As relações econômicas Brasil-China são caracterizadas por forte assimetria. No comércio, há um padrão norte-sul: mais de 2/3 das exportações brasileiras para a China são de produtos primários (soja, minério de ferro e petróleo), enquanto 99% das importações da China são de produtos da indústria da transformação.
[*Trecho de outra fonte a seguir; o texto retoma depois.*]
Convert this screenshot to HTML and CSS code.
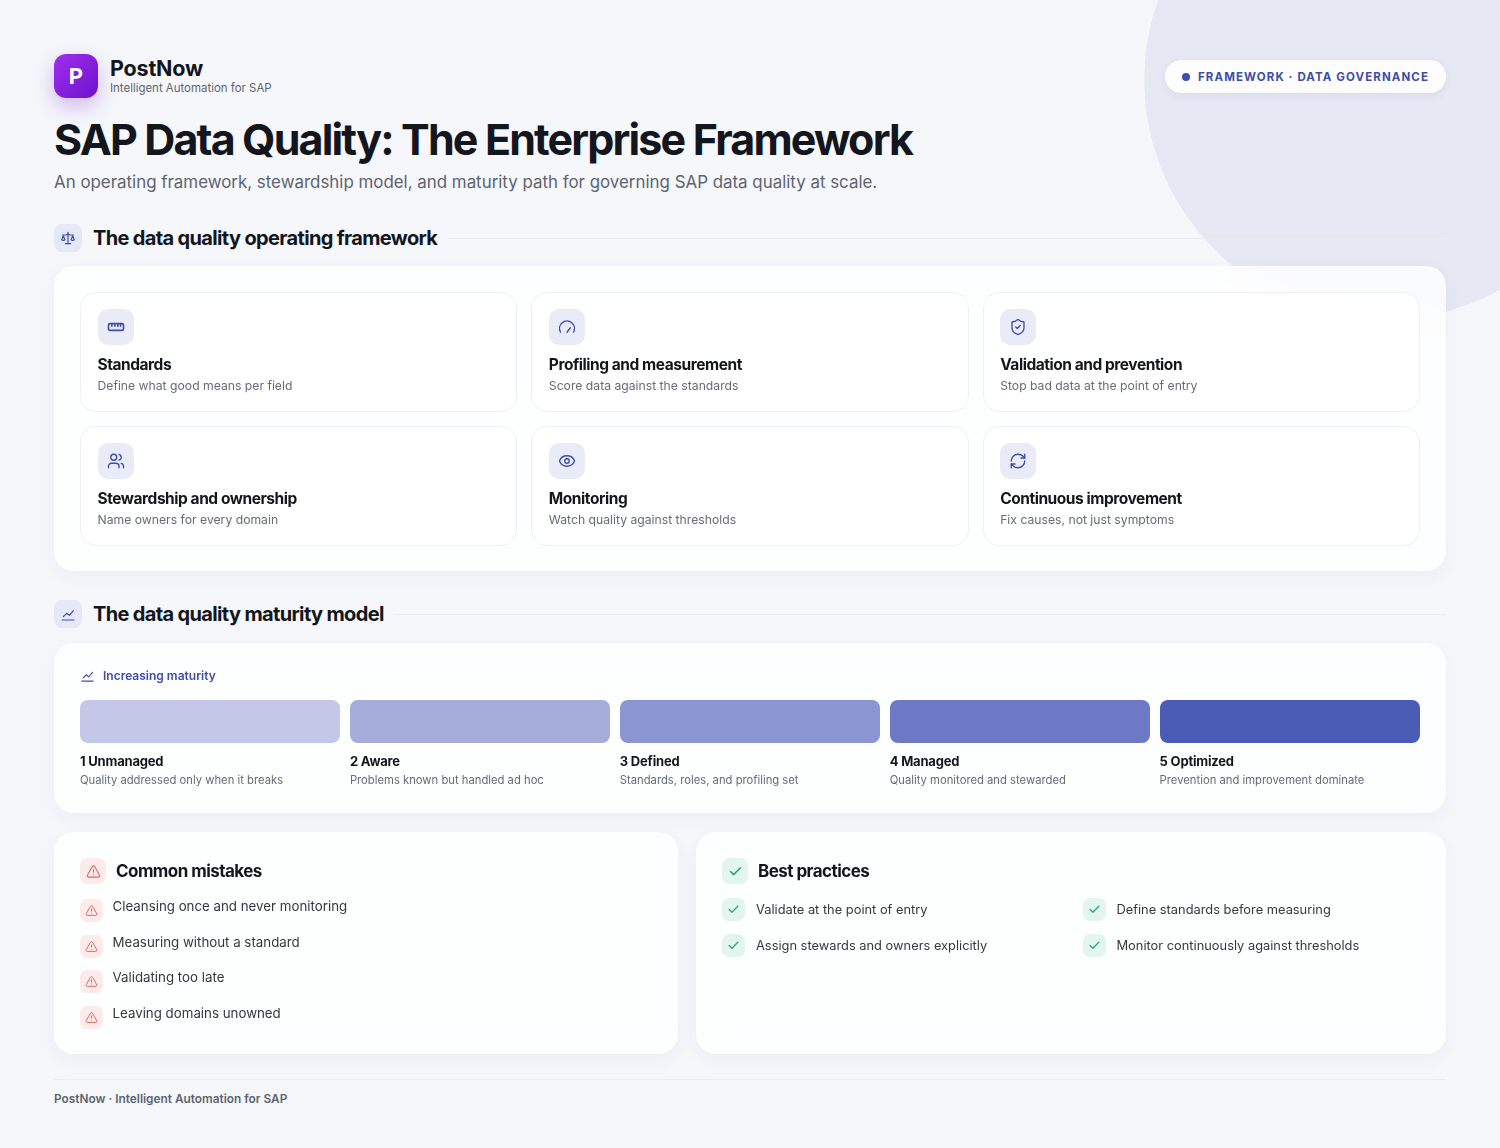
FILE: index.html
```html
<!DOCTYPE html>
<html lang="en">
<head>
  <meta charset="UTF-8" />
  <meta name="viewport" content="width=device-width, initial-scale=1" />
  <title>SAP Data Quality: The Enterprise Framework</title>
  <link rel="stylesheet" href="styles.css">
</head>
<body>

  <!-- HEADER -->
  <header class="top">
    <div class="brand">
      <div class="logo">P</div>
      <div class="brand-text">
        <div class="brand-name">PostNow</div>
        <div class="brand-sub">Intelligent Automation for SAP</div>
      </div>
    </div>
    <div class="pill"><span class="dot"></span>FRAMEWORK · DATA GOVERNANCE</div>
  </header>

  <h1>SAP Data Quality: The Enterprise Framework</h1>
  <p class="lead">An operating framework, stewardship model, and maturity path for governing SAP data quality at scale.</p>

  <!-- FRAMEWORK -->
  <div class="section-head first">
    <div class="section-icon">
      <svg class="ico" viewBox="0 0 24 24"><path d="M2.5 15 5 8.5 7.5 15c-.7.9-4.3.9-5 0Z"/><path d="M16.5 15 19 8.5l2.5 6.5c-.7.9-4.3.9-5 0Z"/><path d="M8 20.5h8"/><path d="M12 3.5v17"/><path d="M4 7.5h5l3-1.5 3 1.5h5"/></svg>
    </div>
    <h2>The data quality operating framework</h2>
    <div class="rule"></div>
  </div>

  <section class="panel framework">
    <div class="card">
      <div class="card-icon"><svg class="ico ruler" viewBox="0 0 24 24"><rect x="2" y="7.5" width="20" height="9" rx="2"/><path d="M6.5 8v3M10.5 8v3M14.5 8v3M18 8v3"/></svg></div>
      <h3>Standards</h3>
      <p>Define what good means per field</p>
    </div>
    <div class="card">
      <div class="card-icon"><svg class="ico" viewBox="0 0 24 24"><path d="m12 19 4.5-6"/><path d="M3.34 19a10 10 0 1 1 17.32 0"/></svg></div>
      <h3>Profiling and measurement</h3>
      <p>Score data against the standards</p>
    </div>
    <div class="card">
      <div class="card-icon"><svg class="ico" viewBox="0 0 24 24"><path d="M20 13c0 5-3.5 7.5-7.66 8.95a1 1 0 0 1-.67-.01C7.5 20.5 4 18 4 13V6a1 1 0 0 1 1-1c2 0 4.5-1.2 6.24-2.72a1.17 1.17 0 0 1 1.52 0C14.51 3.81 17 5 19 5a1 1 0 0 1 1 1z"/><path d="m9 12 2 2 4-4"/></svg></div>
      <h3>Validation and prevention</h3>
      <p>Stop bad data at the point of entry</p>
    </div>
    <div class="card">
      <div class="card-icon"><svg class="ico" viewBox="0 0 24 24"><path d="M16 21v-2a4 4 0 0 0-4-4H6a4 4 0 0 0-4 4v2"/><circle cx="9" cy="7" r="4"/><path d="M22 21v-2a4 4 0 0 0-3-3.87"/><path d="M16 3.13a4 4 0 0 1 0 7.75"/></svg></div>
      <h3>Stewardship and ownership</h3>
      <p>Name owners for every domain</p>
    </div>
    <div class="card">
      <div class="card-icon"><svg class="ico" viewBox="0 0 24 24"><path d="M2.06 12.35a1 1 0 0 1 0-.7 10.75 10.75 0 0 1 19.88 0 1 1 0 0 1 0 .7 10.75 10.75 0 0 1-19.88 0"/><circle cx="12" cy="12" r="3"/></svg></div>
      <h3>Monitoring</h3>
      <p>Watch quality against thresholds</p>
    </div>
    <div class="card">
      <div class="card-icon"><svg class="ico" viewBox="0 0 24 24"><path d="M3 12a9 9 0 0 1 9-9 9.75 9.75 0 0 1 6.74 2.74L21 8"/><path d="M21 3v5h-5"/><path d="M21 12a9 9 0 0 1-9 9 9.75 9.75 0 0 1-6.74-2.74L3 16"/><path d="M8 16H3v5"/></svg></div>
      <h3>Continuous improvement</h3>
      <p>Fix causes, not just symptoms</p>
    </div>
  </section>

  <!-- MATURITY -->
  <div class="section-head second">
    <div class="section-icon">
      <svg class="ico" viewBox="0 0 24 24"><path d="M3 21h18"/><path d="m5 16 5-5 4 3 6-7"/></svg>
    </div>
    <h2>The data quality maturity model</h2>
    <div class="rule"></div>
  </div>

  <section class="panel maturity">
    <div class="axis">
      <svg class="ico" viewBox="0 0 24 24"><path d="M3 21h18"/><path d="m5 16 5-5 4 3 6-7"/></svg>
      Increasing maturity
    </div>
    <div class="levels">
      <div class="level">
        <div class="bar bar-1"></div>
        <h4>1 Unmanaged</h4>
        <p>Quality addressed only when it breaks</p>
      </div>
      <div class="level">
        <div class="bar bar-2"></div>
        <h4>2 Aware</h4>
        <p>Problems known but handled ad hoc</p>
      </div>
      <div class="level">
        <div class="bar bar-3"></div>
        <h4>3 Defined</h4>
        <p>Standards, roles, and profiling set</p>
      </div>
      <div class="level">
        <div class="bar bar-4"></div>
        <h4>4 Managed</h4>
        <p>Quality monitored and stewarded</p>
      </div>
      <div class="level">
        <div class="bar bar-5"></div>
        <h4>5 Optimized</h4>
        <p>Prevention and improvement dominate</p>
      </div>
    </div>
  </section>

  <!-- MISTAKES / PRACTICES -->
  <div class="bottom">
    <section class="panel mistakes">
      <div class="list-head">
        <div class="head-badge red"><svg class="ico" viewBox="0 0 24 24"><path d="m21.73 18-8-14a2 2 0 0 0-3.48 0l-8 14A2 2 0 0 0 4 21h16a2 2 0 0 0 1.73-3"/><path d="M12 9v4"/><path d="M12 17h.01"/></svg></div>
        <h3>Common mistakes</h3>
      </div>
      <ul class="warn-list">
        <li><span class="badge red"><svg class="ico" viewBox="0 0 24 24"><path d="m21.73 18-8-14a2 2 0 0 0-3.48 0l-8 14A2 2 0 0 0 4 21h16a2 2 0 0 0 1.73-3"/><path d="M12 9v4"/><path d="M12 17h.01"/></svg></span>Cleansing once and never monitoring</li>
        <li><span class="badge red"><svg class="ico" viewBox="0 0 24 24"><path d="m21.73 18-8-14a2 2 0 0 0-3.48 0l-8 14A2 2 0 0 0 4 21h16a2 2 0 0 0 1.73-3"/><path d="M12 9v4"/><path d="M12 17h.01"/></svg></span>Measuring without a standard</li>
        <li><span class="badge red"><svg class="ico" viewBox="0 0 24 24"><path d="m21.73 18-8-14a2 2 0 0 0-3.48 0l-8 14A2 2 0 0 0 4 21h16a2 2 0 0 0 1.73-3"/><path d="M12 9v4"/><path d="M12 17h.01"/></svg></span>Validating too late</li>
        <li><span class="badge red"><svg class="ico" viewBox="0 0 24 24"><path d="m21.73 18-8-14a2 2 0 0 0-3.48 0l-8 14A2 2 0 0 0 4 21h16a2 2 0 0 0 1.73-3"/><path d="M12 9v4"/><path d="M12 17h.01"/></svg></span>Leaving domains unowned</li>
      </ul>
    </section>
    <section class="panel practices">
      <div class="list-head">
        <div class="head-badge green"><svg class="ico" viewBox="0 0 24 24"><path d="M20 6 9 17l-5-5"/></svg></div>
        <h3>Best practices</h3>
      </div>
      <ul class="check-list">
        <li><span class="badge green"><svg class="ico" viewBox="0 0 24 24"><path d="M20 6 9 17l-5-5"/></svg></span>Validate at the point of entry</li>
        <li><span class="badge green"><svg class="ico" viewBox="0 0 24 24"><path d="M20 6 9 17l-5-5"/></svg></span>Define standards before measuring</li>
        <li><span class="badge green"><svg class="ico" viewBox="0 0 24 24"><path d="M20 6 9 17l-5-5"/></svg></span>Assign stewards and owners explicitly</li>
        <li><span class="badge green"><svg class="ico" viewBox="0 0 24 24"><path d="M20 6 9 17l-5-5"/></svg></span>Monitor continuously against thresholds</li>
      </ul>
    </section>
  </div>

  <footer>PostNow · Intelligent Automation for SAP</footer>
</body>
</html>
```

FILE: styles.css
```css
/* RESET */
* {
  margin: 0;
  padding: 0;
  box-sizing: border-box;
}

html, body {
  width: 100%;
  height: 100%;
  overflow: hidden;
}

body {
  padding: 54px 54px 0;
  background:
    radial-gradient(circle 240px at 1384px 80px, #e6e9f4 99.7%, rgba(230, 233, 244, 0) 100%),
    #f5f7fb;
  color: #14161d;
  font-family: 'Inter', sans-serif;
}

.ico {
  fill: none;
  stroke: currentColor;
  stroke-width: 2;
  stroke-linecap: round;
  stroke-linejoin: round;
}

/* HEADER */
.top {
  display: flex;
  justify-content: space-between;
  align-items: flex-start;
}

.brand {
  display: flex;
  align-items: center;
  gap: 12px;
}

.logo {
  width: 44px;
  height: 44px;
  display: flex;
  align-items: center;
  justify-content: center;
  border-radius: 12px;
  background: linear-gradient(135deg, #a02ff0, #6d12c9);
  box-shadow: 0 8px 20px rgba(126, 34, 206, 0.3);
  color: #fff;
  font-size: 22px;
  font-weight: 700;
}

.brand-text {
  padding-bottom: 2px;
}

.brand-name {
  font-size: 21.5px;
  font-weight: 700;
  line-height: 26px;
  letter-spacing: -0.2px;
}

.brand-sub {
  font-size: 11.45px;
  line-height: 15px;
  color: #5d6370;
}

.pill {
  display: flex;
  align-items: center;
  gap: 8px;
  height: 33px;
  margin-top: 6px;
  padding: 0 17px;
  border-radius: 17px;
  background: rgba(255, 255, 255, 0.9);
  box-shadow: 0 3px 10px rgba(40, 50, 110, 0.07);
  color: #3f4da8;
  font-size: 11.5px;
  font-weight: 700;
  letter-spacing: 1.1px;
}

.dot {
  width: 8px;
  height: 8px;
  border-radius: 50%;
  background: #3f4db0;
}

h1 {
  margin-top: 17px;
  font-size: 43px;
  line-height: 48px;
  font-weight: 700;
  letter-spacing: -1.85px;
}

.lead {
  margin-top: 8px;
  font-size: 16.9px;
  line-height: 22px;
  color: #5d6370;
}

/* SECTION HEADINGS */
.section-head {
  display: flex;
  align-items: center;
  height: 28px;
  gap: 11px;
}

.section-head.first {
  margin-top: 31px;
}

.section-head.second {
  margin-top: 29px;
}

.section-icon {
  width: 28px;
  height: 28px;
  display: flex;
  align-items: center;
  justify-content: center;
  border-radius: 8px;
  background: #e6e9f5;
  color: #3f4da8;
}

.section-icon .ico {
  width: 16px;
  height: 16px;
  stroke-width: 1.8;
}

h2 {
  font-size: 20px;
  font-weight: 700;
  letter-spacing: -0.65px;
  white-space: nowrap;
}

.rule {
  flex: 1;
  height: 1px;
  background: #eceef4;
}

/* PANELS */
.panel {
  border-radius: 20px;
  background: rgba(255, 255, 255, 0.8);
  backdrop-filter: blur(14px);
  box-shadow: 0 6px 20px rgba(40, 50, 110, 0.05);
  padding: 26px;
}

.framework {
  margin-top: 14px;
  height: 305px;
  display: grid;
  grid-template-columns: repeat(3, 1fr);
  grid-template-rows: 120px 120px;
  gap: 14px;
  padding: 26px 26px 0;
}

.card {
  padding: 16px 16.5px;
  border: 1px solid #eef0f5;
  border-radius: 16px;
  background: #fff;
}

.card-icon {
  width: 36px;
  height: 36px;
  display: flex;
  align-items: center;
  justify-content: center;
  border-radius: 10px;
  background: #e9ecf7;
  color: #3f4da8;
}

.card-icon .ico {
  width: 18px;
  height: 18px;
  stroke-width: 1.8;
}

.card-icon .ruler {
  stroke-width: 2.2;
}

.card h3 {
  margin-top: 10px;
  font-size: 15.5px;
  line-height: 20px;
  font-weight: 700;
  letter-spacing: -0.45px;
}

.card p {
  margin-top: 1.5px;
  font-size: 12.2px;
  line-height: 18px;
  color: #666b78;
}

/* MATURITY */
.maturity {
  margin-top: 15px;
  height: 170px;
  padding: 25px 26px 0;
}

.axis {
  display: flex;
  align-items: center;
  gap: 8px;
  height: 15px;
  color: #3f4da8;
  font-size: 12px;
  font-weight: 600;
}

.axis .ico {
  width: 15px;
  height: 15px;
  stroke-width: 1.8;
}

.levels {
  display: grid;
  grid-template-columns: repeat(5, 1fr);
  gap: 9.5px;
  margin-top: 17px;
}

.bar {
  height: 43px;
  border-radius: 8px;
}

.bar-1 { background: #c3c8e8; }
.bar-2 { background: #a6addb; }
.bar-3 { background: #8a95d1; }
.bar-4 { background: #6d79c4; }
.bar-5 { background: #4b5cb6; }

.level h4 {
  margin-top: 9px;
  font-size: 13px;
  line-height: 18px;
  font-weight: 700;
  letter-spacing: -0.2px;
}

.level p {
  margin-top: 2px;
  font-size: 11.25px;
  line-height: 16px;
  color: #666b78;
}

/* BOTTOM */
.bottom {
  display: flex;
  gap: 18px;
  margin-top: 19px;
  height: 222px;
}

.mistakes {
  width: 624px;
}

.practices {
  flex: 1;
}

.list-head {
  display: flex;
  align-items: center;
  gap: 10px;
}

.list-head h3 {
  font-size: 17px;
  font-weight: 700;
  letter-spacing: -0.55px;
}

.head-badge {
  width: 26px;
  height: 26px;
  display: flex;
  align-items: center;
  justify-content: center;
  border-radius: 8px;
}

.head-badge .ico {
  width: 15px;
  height: 15px;
  stroke-width: 1.7;
}

.badge {
  flex: none;
  width: 23px;
  height: 23px;
  display: flex;
  align-items: center;
  justify-content: center;
  border-radius: 7px;
}

.badge .ico {
  width: 13px;
  height: 13px;
  stroke-width: 1.8;
}

.red {
  background: #fdeaea;
  color: #e0655f;
}

.green {
  background: #e3f5ef;
  color: #25a576;
}

.green .ico {
  stroke-width: 2.3;
}

.warn-list, .check-list {
  list-style: none;
}

.warn-list {
  margin-top: 14px;
}

.warn-list li {
  display: flex;
  gap: 9.5px;
  height: 23px;
  margin-bottom: 12.7px;
  font-size: 13.3px;
  line-height: 16px;
  color: #343842;
}

.warn-list li .badge {
  margin-top: 1px;
}

.check-list {
  display: grid;
  grid-template-columns: 360.5px 1fr;
  row-gap: 13px;
  margin-top: 14px;
}

.check-list li {
  display: flex;
  align-items: center;
  gap: 11px;
  font-size: 12.85px;
  color: #343842;
}

footer {
  margin-top: 25px;
  padding-top: 12px;
  border-top: 1px solid #eceef4;
  font-size: 11.85px;
  line-height: 15px;
  font-weight: 600;
  color: #5d6370;
}
```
Desde o início da década de 2010, em especial durante os governos Dilma Rousseff e Michel Temer – que viam as relações bilaterais de forma mais pragmática que o governo atual –, buscou-se atrair investimentos chineses ao país como um paliativo para o padrão comercial problemático.

 

Assim, a chegada de mais investimentos chineses no setor industrial é positiva, ajuda a diversificar a presença chinesa no país além do setor energético e primário, e, se bem gerida, pode gerar efeitos positivos para ambas as partes. Para o Brasil, a presença das empresas pode movimentar fornecedores, trabalhadores e o desenvolvimento tecnológico local, além de possíveis contribuições para as exportações do país, uma vez que as empresas podem vender ao exterior produtos aqui fabricados.

 

O Brasil, por outro lado, também pode contribuir para o desenvolvimento das empresas chinesas. No caso específico da eletrificação da frota automotiva, o país tem uma posição confortável na transição energética, tendo uma matriz consideravelmente limpa se comparada ao resto do mundo. O país possui um amplo histórico de utilização de biocombustíveis no setor de transportes, uma “solução nacional” desenvolvida e aprimorada desde a década de 1970, a qual não deve ser abandonada. 

 

Tal especificidade, inclusive, tem sido levada em consideração pelas empresas concorrentes. Em 2019, a partir de sua fábrica em Indaiatuba, a Toyota lançou o primeiro carro híbrido flex do mundo, com a opção do etanol. A Volkswagen e o Grupo Stellantis (Fiat, Jeep, Peugeot e Citroën) pretendem lançar híbridos flex até 2024, enquanto a Renault e Nissan também planejam fazê-lo no futuro. No caso da BYD, sua produção local ainda é limitada no Brasil. Pelo menos por ora a empresa tem planos apenas de importar veículos prontos da China, sob a justificativa de “sondar” o mercado local, ampliar o conhecimento da marca e impulsionar o volume de vendas. Já na GWM, se há um plano para a produção de um carro híbrido flex no Brasil, ainda não foi divulgado pela empresa. Caso as chinesas saibam explorar as especificidades do mercado brasileiro, é possível abrir novas avenidas com oportunidades para ganhos mútuos.